Our mission is to find a cure for Bone Marrow Failure Syndromes (BMFS). Founded in June 2015 by the Riewoldt Family, the aim is to understand more about BMFS through medical research. Current therapies are not well tolerated and today's BMFS patients and their families face a narrow range of treatment options that are very disruptive to daily life.
Our organisation was founded in collaboration with the Snowdome Foundation (an NFP that funds research into new treatments for blood cancers). Maddie's Vision and Snowdome now operate as separate entities but we still work in close partnership on a number of research projects and events such as The Bloody Good Dinner. Maddie's Vision will be eternally grateful for the founding work and governance framework that Snowdome provided in our formative years.

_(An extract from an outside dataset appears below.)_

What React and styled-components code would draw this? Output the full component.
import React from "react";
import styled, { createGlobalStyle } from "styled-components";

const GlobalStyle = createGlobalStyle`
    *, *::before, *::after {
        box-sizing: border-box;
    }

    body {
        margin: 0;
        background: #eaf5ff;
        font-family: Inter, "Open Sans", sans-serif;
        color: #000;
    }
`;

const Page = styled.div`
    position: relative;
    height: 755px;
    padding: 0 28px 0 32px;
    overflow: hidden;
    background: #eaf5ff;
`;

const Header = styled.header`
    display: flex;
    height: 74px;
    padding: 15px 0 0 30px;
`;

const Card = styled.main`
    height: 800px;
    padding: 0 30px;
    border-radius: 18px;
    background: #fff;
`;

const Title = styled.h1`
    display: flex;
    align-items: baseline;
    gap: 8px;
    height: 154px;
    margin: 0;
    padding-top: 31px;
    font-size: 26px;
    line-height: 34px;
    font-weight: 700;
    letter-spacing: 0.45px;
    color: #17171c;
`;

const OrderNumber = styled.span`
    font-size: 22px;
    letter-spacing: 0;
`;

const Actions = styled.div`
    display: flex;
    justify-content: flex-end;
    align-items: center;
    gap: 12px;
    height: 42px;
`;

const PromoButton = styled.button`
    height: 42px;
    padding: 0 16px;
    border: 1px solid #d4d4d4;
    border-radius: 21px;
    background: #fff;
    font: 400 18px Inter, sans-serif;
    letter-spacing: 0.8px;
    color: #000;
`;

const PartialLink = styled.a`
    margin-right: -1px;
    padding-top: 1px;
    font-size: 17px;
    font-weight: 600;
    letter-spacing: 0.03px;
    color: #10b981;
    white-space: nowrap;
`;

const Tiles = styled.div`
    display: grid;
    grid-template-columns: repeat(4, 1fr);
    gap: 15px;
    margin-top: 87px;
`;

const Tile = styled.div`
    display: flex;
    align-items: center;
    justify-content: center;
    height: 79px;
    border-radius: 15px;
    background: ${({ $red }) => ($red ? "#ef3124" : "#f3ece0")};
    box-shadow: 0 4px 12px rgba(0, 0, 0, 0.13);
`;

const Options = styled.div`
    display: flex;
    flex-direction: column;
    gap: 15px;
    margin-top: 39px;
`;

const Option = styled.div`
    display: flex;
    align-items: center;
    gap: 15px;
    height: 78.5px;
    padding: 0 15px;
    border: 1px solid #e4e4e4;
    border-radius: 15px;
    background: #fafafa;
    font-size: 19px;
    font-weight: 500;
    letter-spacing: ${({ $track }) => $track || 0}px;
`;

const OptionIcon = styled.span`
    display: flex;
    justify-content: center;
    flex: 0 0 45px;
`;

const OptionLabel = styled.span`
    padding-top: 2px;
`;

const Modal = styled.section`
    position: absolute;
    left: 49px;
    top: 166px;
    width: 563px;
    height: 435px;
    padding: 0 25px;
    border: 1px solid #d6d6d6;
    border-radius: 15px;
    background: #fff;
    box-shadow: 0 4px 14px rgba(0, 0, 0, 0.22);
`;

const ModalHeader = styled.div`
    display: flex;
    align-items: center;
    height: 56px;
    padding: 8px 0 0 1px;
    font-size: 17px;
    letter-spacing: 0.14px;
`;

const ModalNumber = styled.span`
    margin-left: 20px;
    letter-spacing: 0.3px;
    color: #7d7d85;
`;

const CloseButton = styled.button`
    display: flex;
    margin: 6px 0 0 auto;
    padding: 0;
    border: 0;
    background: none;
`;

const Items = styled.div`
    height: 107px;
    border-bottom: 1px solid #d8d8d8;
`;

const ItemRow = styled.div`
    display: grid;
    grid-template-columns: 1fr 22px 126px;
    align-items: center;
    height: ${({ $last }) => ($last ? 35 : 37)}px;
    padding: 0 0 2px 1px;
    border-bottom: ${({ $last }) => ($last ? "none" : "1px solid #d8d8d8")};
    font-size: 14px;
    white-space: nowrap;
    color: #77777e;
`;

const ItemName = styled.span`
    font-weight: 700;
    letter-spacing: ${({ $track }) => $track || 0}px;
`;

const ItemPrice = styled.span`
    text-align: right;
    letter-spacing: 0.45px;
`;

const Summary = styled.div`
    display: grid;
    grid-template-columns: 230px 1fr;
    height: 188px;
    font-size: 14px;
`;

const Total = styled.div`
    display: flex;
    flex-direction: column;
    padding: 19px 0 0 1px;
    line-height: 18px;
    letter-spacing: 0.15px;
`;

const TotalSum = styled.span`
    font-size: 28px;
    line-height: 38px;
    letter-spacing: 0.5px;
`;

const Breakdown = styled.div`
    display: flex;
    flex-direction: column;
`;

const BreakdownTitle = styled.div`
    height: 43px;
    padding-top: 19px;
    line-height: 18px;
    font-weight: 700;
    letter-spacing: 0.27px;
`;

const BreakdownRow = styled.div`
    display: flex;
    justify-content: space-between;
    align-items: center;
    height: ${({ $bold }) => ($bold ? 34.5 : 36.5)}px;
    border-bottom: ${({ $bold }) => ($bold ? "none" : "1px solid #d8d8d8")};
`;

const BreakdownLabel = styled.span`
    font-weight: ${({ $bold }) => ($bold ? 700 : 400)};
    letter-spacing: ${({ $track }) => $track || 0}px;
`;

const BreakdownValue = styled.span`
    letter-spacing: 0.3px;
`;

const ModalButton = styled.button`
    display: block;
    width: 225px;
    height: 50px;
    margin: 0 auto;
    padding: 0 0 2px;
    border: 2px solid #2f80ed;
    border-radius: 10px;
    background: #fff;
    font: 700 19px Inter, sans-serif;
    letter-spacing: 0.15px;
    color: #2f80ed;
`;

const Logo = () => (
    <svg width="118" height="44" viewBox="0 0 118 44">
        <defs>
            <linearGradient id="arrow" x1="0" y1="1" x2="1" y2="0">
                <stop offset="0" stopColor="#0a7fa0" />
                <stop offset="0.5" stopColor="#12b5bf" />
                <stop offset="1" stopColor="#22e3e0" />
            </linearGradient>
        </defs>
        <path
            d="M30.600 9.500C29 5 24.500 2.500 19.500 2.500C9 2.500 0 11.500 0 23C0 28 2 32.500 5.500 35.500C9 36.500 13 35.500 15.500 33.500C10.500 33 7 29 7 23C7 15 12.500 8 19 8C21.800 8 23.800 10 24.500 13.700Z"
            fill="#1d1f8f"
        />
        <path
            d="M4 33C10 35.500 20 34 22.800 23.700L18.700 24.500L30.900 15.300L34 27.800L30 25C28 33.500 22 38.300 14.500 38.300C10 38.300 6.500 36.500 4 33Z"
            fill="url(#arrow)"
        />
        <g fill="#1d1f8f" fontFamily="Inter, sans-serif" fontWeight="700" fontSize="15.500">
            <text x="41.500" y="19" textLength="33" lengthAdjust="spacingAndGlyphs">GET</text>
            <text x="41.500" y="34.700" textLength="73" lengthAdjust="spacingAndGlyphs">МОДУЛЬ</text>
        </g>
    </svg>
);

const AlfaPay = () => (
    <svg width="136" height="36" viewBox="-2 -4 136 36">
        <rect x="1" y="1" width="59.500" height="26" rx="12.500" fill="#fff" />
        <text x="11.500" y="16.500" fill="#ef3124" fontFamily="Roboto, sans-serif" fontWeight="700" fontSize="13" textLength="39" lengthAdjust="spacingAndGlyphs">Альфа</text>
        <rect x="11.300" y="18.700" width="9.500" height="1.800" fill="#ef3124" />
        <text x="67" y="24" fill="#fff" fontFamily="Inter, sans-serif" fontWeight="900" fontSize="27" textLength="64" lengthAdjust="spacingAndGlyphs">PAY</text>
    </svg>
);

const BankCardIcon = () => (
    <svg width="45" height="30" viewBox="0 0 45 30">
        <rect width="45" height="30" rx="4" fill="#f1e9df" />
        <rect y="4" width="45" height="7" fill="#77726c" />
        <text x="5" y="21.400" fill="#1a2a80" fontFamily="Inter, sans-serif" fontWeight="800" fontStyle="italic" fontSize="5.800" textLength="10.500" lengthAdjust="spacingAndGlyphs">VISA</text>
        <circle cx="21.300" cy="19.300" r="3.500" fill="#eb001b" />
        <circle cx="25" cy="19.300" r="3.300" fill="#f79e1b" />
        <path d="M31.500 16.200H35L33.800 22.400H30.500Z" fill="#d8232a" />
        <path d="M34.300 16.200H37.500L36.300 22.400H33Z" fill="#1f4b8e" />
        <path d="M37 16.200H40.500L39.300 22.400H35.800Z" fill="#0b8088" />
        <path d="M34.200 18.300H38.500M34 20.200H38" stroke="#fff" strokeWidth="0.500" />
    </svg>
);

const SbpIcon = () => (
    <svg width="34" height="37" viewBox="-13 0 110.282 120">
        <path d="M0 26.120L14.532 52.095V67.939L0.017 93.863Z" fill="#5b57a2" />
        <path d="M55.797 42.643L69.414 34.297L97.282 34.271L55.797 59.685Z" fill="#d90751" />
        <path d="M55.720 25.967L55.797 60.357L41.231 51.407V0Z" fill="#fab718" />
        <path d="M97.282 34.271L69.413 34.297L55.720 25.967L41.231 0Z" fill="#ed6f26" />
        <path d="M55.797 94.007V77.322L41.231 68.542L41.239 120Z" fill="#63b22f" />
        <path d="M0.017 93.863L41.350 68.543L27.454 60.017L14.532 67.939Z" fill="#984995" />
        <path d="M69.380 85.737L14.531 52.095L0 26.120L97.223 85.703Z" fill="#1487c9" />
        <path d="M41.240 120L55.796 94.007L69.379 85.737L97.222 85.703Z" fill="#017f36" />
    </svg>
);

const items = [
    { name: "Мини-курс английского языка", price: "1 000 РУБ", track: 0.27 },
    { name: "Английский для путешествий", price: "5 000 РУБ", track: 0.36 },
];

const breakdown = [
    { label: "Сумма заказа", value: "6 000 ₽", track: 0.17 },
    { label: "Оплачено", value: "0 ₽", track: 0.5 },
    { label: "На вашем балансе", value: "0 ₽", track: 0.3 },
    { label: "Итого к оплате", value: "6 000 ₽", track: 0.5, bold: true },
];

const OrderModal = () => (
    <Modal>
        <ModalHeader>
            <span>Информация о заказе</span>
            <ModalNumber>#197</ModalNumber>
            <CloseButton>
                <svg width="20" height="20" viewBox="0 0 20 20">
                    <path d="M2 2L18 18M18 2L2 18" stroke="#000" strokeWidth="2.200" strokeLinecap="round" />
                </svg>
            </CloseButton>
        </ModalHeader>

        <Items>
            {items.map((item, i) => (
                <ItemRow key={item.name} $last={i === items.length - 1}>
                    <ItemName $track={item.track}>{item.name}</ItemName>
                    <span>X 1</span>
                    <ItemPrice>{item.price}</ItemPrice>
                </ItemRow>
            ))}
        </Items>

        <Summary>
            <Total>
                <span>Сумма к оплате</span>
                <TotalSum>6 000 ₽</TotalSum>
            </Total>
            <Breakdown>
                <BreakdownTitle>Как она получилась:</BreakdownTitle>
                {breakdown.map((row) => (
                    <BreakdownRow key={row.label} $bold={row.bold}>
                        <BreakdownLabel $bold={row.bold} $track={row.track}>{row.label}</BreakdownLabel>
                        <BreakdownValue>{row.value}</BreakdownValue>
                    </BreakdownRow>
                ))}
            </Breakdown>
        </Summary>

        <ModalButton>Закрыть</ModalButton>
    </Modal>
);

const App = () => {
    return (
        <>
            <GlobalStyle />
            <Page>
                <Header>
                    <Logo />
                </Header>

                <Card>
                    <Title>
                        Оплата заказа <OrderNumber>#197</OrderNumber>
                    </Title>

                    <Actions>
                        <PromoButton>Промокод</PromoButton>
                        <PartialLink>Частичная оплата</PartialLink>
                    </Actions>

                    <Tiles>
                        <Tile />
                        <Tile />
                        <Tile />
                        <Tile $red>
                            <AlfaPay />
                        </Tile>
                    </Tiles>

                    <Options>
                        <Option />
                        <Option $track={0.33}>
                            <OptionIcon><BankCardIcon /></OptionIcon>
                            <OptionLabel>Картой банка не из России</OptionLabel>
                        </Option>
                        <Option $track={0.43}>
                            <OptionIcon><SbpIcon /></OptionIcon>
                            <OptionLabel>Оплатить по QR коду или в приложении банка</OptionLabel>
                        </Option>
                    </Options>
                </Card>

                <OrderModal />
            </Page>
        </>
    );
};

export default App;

To achieve better outcomes, and to ultimately find a cure for BMFS, we work with our highly reputable Scientific Advisory Committee to continue to develop a national medical research strategy. The Committee's aim is to fund the research projects and talented people who we believe will discover the important breakthroughs this area of medicine so urgently needs. Since inception in 2015, Maddie's Vision has raised over $9.5 million in committed funds and as at January 2020, over $4.5 million has already been allocated to supporting 24 medical research projects in partnership with medical research institutes, hospitals and universities across Australia. Each year, we will look for and continue to support the projects we believe will lead to breakthroughs.

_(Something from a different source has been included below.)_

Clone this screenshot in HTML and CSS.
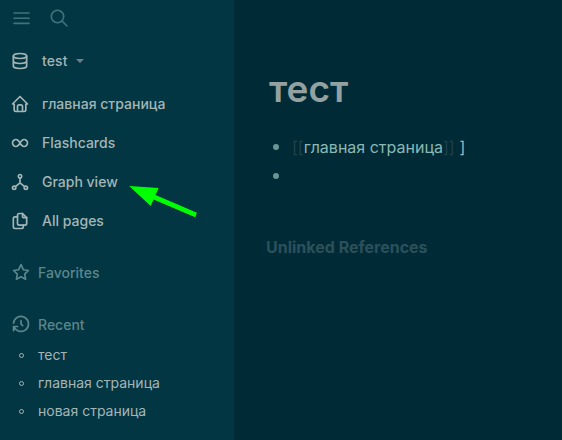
FILE: index.html
```html
<!DOCTYPE html>
<html lang="ru">
<head>
<meta charset="utf-8">
<title>тест</title>
<link rel="stylesheet" href="styles.css">
</head>
<body>
<div class="app">
  <aside class="sidebar">
    <header class="toolbar">
      <svg class="tool" width="20" height="20" viewBox="0 0 20 20"><path d="M3 5h15M3 10.200h15M3 15.400h15"/></svg>
      <svg class="tool" width="20" height="20" viewBox="0 0 20 20"><circle cx="8.500" cy="8.500" r="6.200"/><path d="M13 13l5 5"/></svg>
    </header>
    <div class="item graph">
      <svg class="icon" viewBox="0 0 24 24"><ellipse cx="12" cy="6" rx="8" ry="3"/><path d="M4 6v6a8 3 0 0 0 16 0V6M4 12v6a8 3 0 0 0 16 0v-6"/></svg>
      <span>test</span><i class="caret"></i>
    </div>
    <nav class="nav">
      <a class="item"><svg class="icon" viewBox="0 0 24 24"><path d="M5 12H3l9-9 9 9h-2M5 12v7a2 2 0 0 0 2 2h10a2 2 0 0 0 2-2v-7M9 21v-6a2 2 0 0 1 2-2h2a2 2 0 0 1 2 2v6"/></svg><span>главная страница</span></a>
      <a class="item"><svg class="icon" viewBox="0 0 24 24"><path d="M9.830 9.170a4 4 0 1 0 0 5.660 10 10 0 0 0 2.170-2.830 10 10 0 0 1 2.170-2.830 4 4 0 1 1 0 5.660A10 10 0 0 1 12 12a10 10 0 0 0-2.170-2.830"/></svg><span>Flashcards</span></a>
      <a class="item"><svg class="icon" viewBox="0 0 24 24"><circle cx="12" cy="5" r="2"/><circle cx="5" cy="19" r="2"/><circle cx="19" cy="19" r="2"/><path d="M6.500 17.500l5.500-4.500 5.500 4.500M12 7v6"/></svg><span>Graph view</span></a>
      <a class="item"><svg class="icon" viewBox="0 0 24 24"><path d="M15 3v4a1 1 0 0 0 1 1h4"/><path d="M18 17h-7a2 2 0 0 1-2-2V5a2 2 0 0 1 2-2h4l5 5v7a2 2 0 0 1-2 2z"/><path d="M16 17v2a2 2 0 0 1-2 2H6a2 2 0 0 1-2-2V9a2 2 0 0 1 2-2h3"/></svg><span>All pages</span></a>
    </nav>
    <div class="section favorites"><svg class="icon" viewBox="0 0 24 24"><path d="M12 17.750l-5.500 2.900 1.050-6.150-4.450-4.350 6.150-.9L12 3l2.750 6.250 6.150.9-4.450 4.350 1.050 6.150z"/></svg><span>Favorites</span></div>
    <div class="section recent"><svg class="icon" viewBox="0 0 24 24"><path d="M12 8v4l2 2M3.050 11a9 9 0 1 1 .5 4m-.5 5v-5h5"/></svg><span>Recent</span></div>
    <ul class="pages">
      <li>тест</li>
      <li>главная страница</li>
      <li>новая страница</li>
    </ul>
    <svg class="arrow" width="70" height="34" viewBox="0 0 70 34"><path d="M1.200 2L30.600 4l-3.100 6.900L68.900 28.800l-1.700 4.500L25.600 15.400 22.700 22z"/></svg>
  </aside>
  <main class="page">
    <h1>тест</h1>
    <ul class="blocks">
      <li><span class="bracket">[[</span><a>главная страница</a><span class="bracket">]]</span> <span class="tail">]</span></li>
      <li></li>
    </ul>
    <h2>Unlinked References</h2>
  </main>
</div>
</body>
</html>
```
FILE: styles.css
```css
*, *::before { box-sizing: border-box; }
body { margin: 0; background: #002b36; font-family: Inter, sans-serif; }
h1, h2, ul { margin: 0; padding: 0; }
ul { list-style: none; }
.app { display: flex; width: 562px; height: 440px; overflow: hidden; }
.sidebar { position: relative; width: 234px; flex: none; background: #023643; color: #a4b5b6; }
svg { display: block; flex: none; fill: none; stroke: currentColor; stroke-linecap: round; stroke-linejoin: round; }
.toolbar { display: flex; gap: 18px; height: 41px; padding: 8px 0 0 11px; color: #3f747c; }
.tool { stroke-width: 1.6; }
.item { display: flex; align-items: center; height: 39px; padding-left: 10px; font-size: 14px; font-weight: 500; line-height: 20px; }
.icon { width: 20px; height: 20px; margin-right: 12px; stroke-width: 2; }
.caret { margin-left: 8px; border: 4px solid transparent; border-top-color: #727f8d; border-bottom: 0; }
.graph { letter-spacing: 0.1px; }
.nav { padding-top: 4px; }
.section { display: flex; align-items: center; height: 20px; padding-left: 11px; font-size: 14px; font-weight: 500; color: #5d868b; }
.section .icon { margin-right: 7px; }
.favorites { margin-top: 22px; }
.recent { margin-top: 32px; }
.pages { padding-top: 6px; }
.pages li { display: flex; align-items: center; height: 28px; padding-left: 19px; font-size: 14px; }
.pages li::before { content: ""; width: 5px; height: 5px; flex: none; margin-right: 14px; border: 1px solid #a4b5b6; border-radius: 50%; position: relative; top: 1px; }
.arrow { position: absolute; left: 128px; top: 184px; fill: #00ff00; stroke: none; }
.page { padding: 67px 0 0 32px; }
h1 { padding-left: 3px; font-size: 37px; line-height: 44px; font-weight: 600; color: #93a1a1; }
.blocks { padding-top: 21px; }
.blocks li { display: flex; align-items: center; height: 29px; padding-left: 7px; font-size: 16px; white-space: pre; color: #8ab8b4; }
.blocks li::before { content: ""; width: 6px; height: 6px; margin-right: 13px; border-radius: 50%; background: #6b9594; }
.bracket { color: #1f424c; }
.tail { margin-left: 5px; color: #a4b5b6; }
h2 { margin-top: 46px; font-size: 16px; line-height: 22px; font-weight: 700; color: #2c505b; }
```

Our vision is to lead the globe in creating a national collaboration towards a cure for Bone Marrow Failure Syndromes (BMFS). In 2018, with assistance from Victorian State Government funding, we established the world's first Centre of Research Excellence in Bone Marrow Biology (CRE). The CRE is a 'brains trust' in Bone Marrow Biology, a virtual centre that provides a centralised contact point for existing researchers, future researchers, commercial entities and community groups. The establishment of the CRE in Bone Marrow Biology provides Maddie Riewoldt's Vision with the capacity to incorporate additional projects, complete the critical mass of research and complimentary projects, provide additional infrastructure and the co-ordination of BMFS research required to find a cure for this disease.
In May 2019, the CRE presented Australia's inaugural National Symposium on Bone Marrow Failure Syndromes. The Symposium attracted 180 delegates, comprising the most prominent, innovative and talented clinicians and researchers in Bone Marrow Failure Syndromes Australia wide, allied health professionals, patients and family members. Our exceptional international guest speakers, Dr Akiko Shimamura, Professor of Paediatrics Harvard Medical School, and Director BMF and MDS Program Dana Farber/Boston Children's Cancer and Blood Disorder Centre, and Dr Austin Kulasekararaj of King's College Hospital NHS Foundation Trust, London, presented their groundbreaking work and expertise, and discussed opportunities to globally collaborate.
With cutting edge research projects underway we are now fundraising for further nationally and globally significant projects, including the establishment of the Australian Bone Marrow Failure Biobank. The purpose is to create a national biobank that will collect all tissues, blood and genetic material to store and analyse. This project will require a commitment of $1M over the first 3 years and we are well on our way with $350K already committed.
Throughout everything we do, we are committed to:
- funding and supporting cutting edge medical research.
- the development of collaborative, accessible information systems.
- fixed term financial support for young researchers through Fellowship positions and Grant in Aid support.
- national collaboration via a diagnosis registry, establishment of a biobank to collect and store tissue samples.
- governance and support of the Centre of Research Excellence in Bone Marrow Biology.